Have you ever read an article that gives money saving tips that you just couldn't relate to? Perhaps it's giving advice on building your retirement account when you're having a difficult time paying your bills. Or, the writer states that you can save $50 a month on your grocery bill when you really need to know about investing in antiques. The reason for this is that financial advice is dependent upon your income bracket. What works for someone living alone and making $15,000 a year is very different than what works for a family of four making a combined income of $150,000.
While each individual's financial goals and needs are unique, there are some common pieces of advice that apply to each segment of the financial spectrum:
Low: Up to $22,000
The poverty line for a family of four is just north of $22,000. An income under this level makes paying for basic living expenses difficult and saving is practically impossible. The main goal for this income bracket is to protect what little income there is. When bills have to get shuffled around and you are living paycheck-to-paycheck, it is easy to be at the mercy of banks and other financial service providers and their fees. Running a bank account into an overdraft can cost up to $40 for each transaction. Credit card rates can be increased for future purchases if you pay late or below the minimum required payment. If you use services, such as check cashing or debit card loading, you can be subject to substantial charges and fees.

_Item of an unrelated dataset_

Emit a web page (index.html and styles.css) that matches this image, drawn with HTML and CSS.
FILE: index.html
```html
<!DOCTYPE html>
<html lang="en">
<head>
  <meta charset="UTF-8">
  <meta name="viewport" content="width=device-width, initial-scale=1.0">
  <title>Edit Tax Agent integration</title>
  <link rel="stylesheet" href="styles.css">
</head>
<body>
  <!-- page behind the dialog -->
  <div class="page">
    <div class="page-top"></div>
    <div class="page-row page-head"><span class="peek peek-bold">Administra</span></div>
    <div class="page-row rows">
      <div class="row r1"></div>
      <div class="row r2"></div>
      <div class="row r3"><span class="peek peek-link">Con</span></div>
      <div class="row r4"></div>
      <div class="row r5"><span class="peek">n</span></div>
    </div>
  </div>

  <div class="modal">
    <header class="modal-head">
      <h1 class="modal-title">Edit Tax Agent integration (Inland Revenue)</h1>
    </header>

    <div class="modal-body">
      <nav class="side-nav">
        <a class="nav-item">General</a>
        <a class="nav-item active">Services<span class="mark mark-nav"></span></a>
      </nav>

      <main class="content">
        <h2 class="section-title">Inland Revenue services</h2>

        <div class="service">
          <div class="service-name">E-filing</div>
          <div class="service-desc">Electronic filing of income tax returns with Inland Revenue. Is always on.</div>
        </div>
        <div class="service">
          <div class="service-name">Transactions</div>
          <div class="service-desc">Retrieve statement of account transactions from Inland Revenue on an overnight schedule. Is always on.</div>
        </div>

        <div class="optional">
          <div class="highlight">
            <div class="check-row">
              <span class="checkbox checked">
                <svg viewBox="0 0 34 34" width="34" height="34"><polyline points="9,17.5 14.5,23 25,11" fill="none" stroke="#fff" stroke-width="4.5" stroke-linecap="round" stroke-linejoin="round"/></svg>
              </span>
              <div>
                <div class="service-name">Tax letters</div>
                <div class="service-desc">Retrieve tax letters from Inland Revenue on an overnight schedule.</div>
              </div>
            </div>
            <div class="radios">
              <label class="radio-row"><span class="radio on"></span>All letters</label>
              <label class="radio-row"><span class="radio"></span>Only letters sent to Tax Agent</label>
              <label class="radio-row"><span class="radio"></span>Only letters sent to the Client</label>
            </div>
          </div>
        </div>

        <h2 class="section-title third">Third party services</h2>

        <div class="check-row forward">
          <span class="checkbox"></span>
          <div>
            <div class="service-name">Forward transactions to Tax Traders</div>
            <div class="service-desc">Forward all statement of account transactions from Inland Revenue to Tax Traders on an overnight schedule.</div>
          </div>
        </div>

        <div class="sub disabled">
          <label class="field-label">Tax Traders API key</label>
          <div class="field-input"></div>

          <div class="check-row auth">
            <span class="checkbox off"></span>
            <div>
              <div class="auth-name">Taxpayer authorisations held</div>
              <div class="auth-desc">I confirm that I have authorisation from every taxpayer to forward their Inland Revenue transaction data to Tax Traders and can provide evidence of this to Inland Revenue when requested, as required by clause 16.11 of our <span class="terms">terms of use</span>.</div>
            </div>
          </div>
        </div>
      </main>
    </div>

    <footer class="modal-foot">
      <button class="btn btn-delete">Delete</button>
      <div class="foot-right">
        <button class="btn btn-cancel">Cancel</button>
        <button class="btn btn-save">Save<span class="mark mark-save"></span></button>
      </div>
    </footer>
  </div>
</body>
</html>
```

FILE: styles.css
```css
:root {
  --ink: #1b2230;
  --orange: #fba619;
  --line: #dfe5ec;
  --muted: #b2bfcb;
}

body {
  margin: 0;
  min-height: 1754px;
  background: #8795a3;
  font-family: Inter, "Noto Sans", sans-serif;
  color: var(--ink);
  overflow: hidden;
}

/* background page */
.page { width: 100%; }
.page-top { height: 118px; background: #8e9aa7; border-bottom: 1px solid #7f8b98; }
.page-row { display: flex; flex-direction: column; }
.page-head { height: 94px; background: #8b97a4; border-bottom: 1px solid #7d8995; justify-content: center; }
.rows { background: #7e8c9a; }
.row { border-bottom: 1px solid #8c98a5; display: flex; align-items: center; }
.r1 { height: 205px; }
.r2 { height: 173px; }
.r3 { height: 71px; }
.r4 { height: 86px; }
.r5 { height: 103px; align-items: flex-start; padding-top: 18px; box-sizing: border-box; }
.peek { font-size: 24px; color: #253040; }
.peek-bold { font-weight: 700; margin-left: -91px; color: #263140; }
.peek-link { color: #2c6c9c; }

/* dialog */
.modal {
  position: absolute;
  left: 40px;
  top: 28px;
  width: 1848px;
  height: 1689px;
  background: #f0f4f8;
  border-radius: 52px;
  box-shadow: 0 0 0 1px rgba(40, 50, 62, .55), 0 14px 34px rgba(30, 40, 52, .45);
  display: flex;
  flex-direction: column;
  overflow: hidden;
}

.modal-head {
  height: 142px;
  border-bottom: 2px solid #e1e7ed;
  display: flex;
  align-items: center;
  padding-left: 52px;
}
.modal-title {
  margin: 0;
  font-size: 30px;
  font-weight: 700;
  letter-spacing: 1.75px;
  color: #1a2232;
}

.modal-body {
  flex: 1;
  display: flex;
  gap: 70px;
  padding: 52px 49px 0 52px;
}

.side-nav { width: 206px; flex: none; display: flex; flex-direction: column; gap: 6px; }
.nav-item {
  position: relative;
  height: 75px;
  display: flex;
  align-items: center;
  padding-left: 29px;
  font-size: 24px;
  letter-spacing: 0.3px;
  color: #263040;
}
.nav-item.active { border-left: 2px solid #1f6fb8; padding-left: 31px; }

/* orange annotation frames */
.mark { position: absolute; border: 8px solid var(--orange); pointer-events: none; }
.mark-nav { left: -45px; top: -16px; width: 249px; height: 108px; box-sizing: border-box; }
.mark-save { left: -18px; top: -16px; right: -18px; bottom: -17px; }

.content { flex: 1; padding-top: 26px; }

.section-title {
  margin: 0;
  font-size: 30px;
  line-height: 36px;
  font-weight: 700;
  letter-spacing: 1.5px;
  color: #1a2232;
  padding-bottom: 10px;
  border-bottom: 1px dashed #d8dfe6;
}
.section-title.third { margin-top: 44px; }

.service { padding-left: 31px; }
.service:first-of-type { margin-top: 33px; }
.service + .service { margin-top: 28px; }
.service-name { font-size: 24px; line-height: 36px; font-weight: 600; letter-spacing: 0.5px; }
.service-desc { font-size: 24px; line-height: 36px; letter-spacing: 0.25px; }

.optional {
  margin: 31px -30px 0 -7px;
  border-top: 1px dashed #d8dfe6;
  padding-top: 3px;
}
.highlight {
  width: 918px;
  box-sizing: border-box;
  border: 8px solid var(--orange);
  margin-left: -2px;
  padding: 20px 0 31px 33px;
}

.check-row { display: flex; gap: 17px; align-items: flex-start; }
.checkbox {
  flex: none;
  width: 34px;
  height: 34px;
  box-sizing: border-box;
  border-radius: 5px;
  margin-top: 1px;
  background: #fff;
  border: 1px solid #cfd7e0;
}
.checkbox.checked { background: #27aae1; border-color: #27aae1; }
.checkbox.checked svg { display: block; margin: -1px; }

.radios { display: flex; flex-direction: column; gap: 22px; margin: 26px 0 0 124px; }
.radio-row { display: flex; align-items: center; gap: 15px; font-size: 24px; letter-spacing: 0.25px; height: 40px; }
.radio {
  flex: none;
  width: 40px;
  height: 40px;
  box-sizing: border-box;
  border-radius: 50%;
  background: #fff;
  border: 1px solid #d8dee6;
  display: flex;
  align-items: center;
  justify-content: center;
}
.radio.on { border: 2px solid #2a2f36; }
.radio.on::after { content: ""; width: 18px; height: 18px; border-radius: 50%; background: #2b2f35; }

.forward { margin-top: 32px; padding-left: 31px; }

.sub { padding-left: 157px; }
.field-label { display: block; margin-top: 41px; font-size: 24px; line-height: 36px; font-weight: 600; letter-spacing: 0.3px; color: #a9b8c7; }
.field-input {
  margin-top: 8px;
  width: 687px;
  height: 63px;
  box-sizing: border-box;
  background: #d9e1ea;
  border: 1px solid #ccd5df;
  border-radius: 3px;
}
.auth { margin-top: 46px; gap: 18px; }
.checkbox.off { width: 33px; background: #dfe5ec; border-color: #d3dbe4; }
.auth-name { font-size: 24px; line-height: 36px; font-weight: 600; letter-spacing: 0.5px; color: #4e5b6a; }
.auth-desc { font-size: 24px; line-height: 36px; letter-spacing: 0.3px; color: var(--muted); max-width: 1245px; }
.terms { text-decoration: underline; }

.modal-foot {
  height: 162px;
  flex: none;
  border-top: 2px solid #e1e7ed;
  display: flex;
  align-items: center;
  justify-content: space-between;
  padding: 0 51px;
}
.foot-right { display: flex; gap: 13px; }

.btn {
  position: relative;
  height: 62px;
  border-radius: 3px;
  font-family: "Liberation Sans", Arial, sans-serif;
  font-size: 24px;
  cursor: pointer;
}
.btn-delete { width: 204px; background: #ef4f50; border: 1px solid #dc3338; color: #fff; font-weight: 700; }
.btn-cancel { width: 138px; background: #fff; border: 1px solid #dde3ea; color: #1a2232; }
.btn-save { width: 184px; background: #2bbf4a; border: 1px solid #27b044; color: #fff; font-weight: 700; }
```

The most important tip for this income level is to manage every penny. Know what is coming in and going out and plan for upcoming expenses. This will help minimize overdraft and other fees. While it may be overwhelming to think about saving the recommended three to six months' worth of expenses as an emergency fund, start small and work towards saving $200, then boost it to $500. Having even a tiny emergency fund can get you through unforeseen repair bills or other unexpected cash outflows.
Middle: $22,001 to $60,000
For those in the middle income bracket, building assets becomes an important goal. Day-to-day bills are covered and saving becomes a priority for housing, children's education and retirement. There are two ways to build your net assets: pay down debt and tuck money away. Review your liabilities, including mortgage, personal loans, credit cards, auto loans and other forms of debt. Have a plan to pay each one down in a reasonable amount of time. Talk with your lenders about reducing interest rates or refinancing if necessary. At the same time, you need to start looking to the future and saving for your retirement. If your employer has a 401(k) matching plan, consider making the maximum contributions to at least obtain the full match. If your employer does not have a 401(k) plan or you are self-employed, set up an IRA account and make regular contributions, no matter how small.
High: $60,001 Plus
Those who make over $60,000 per year are more likely to own a home and be working towards maximizing retirement savings. The main goal in this bracket is to preserve the growing assets and ensure that they continue to grow. The first step is to ensure that you have adequate insurance, including life, health, liability and property insurance. Without it, assets can evaporate and leave you vulnerable. Your savings plan may be more elaborate than just a 401(k) at this point, and it's wise to look into hiring an independent investment advisor and CPA. Utilizing professional advice can help you ensure that your assets are safe and productive.
The Bottom Line
Financial advice changes depending on what stage of your life you are in and your income level. Focusing on what goals are important to you will help steer you towards the right information.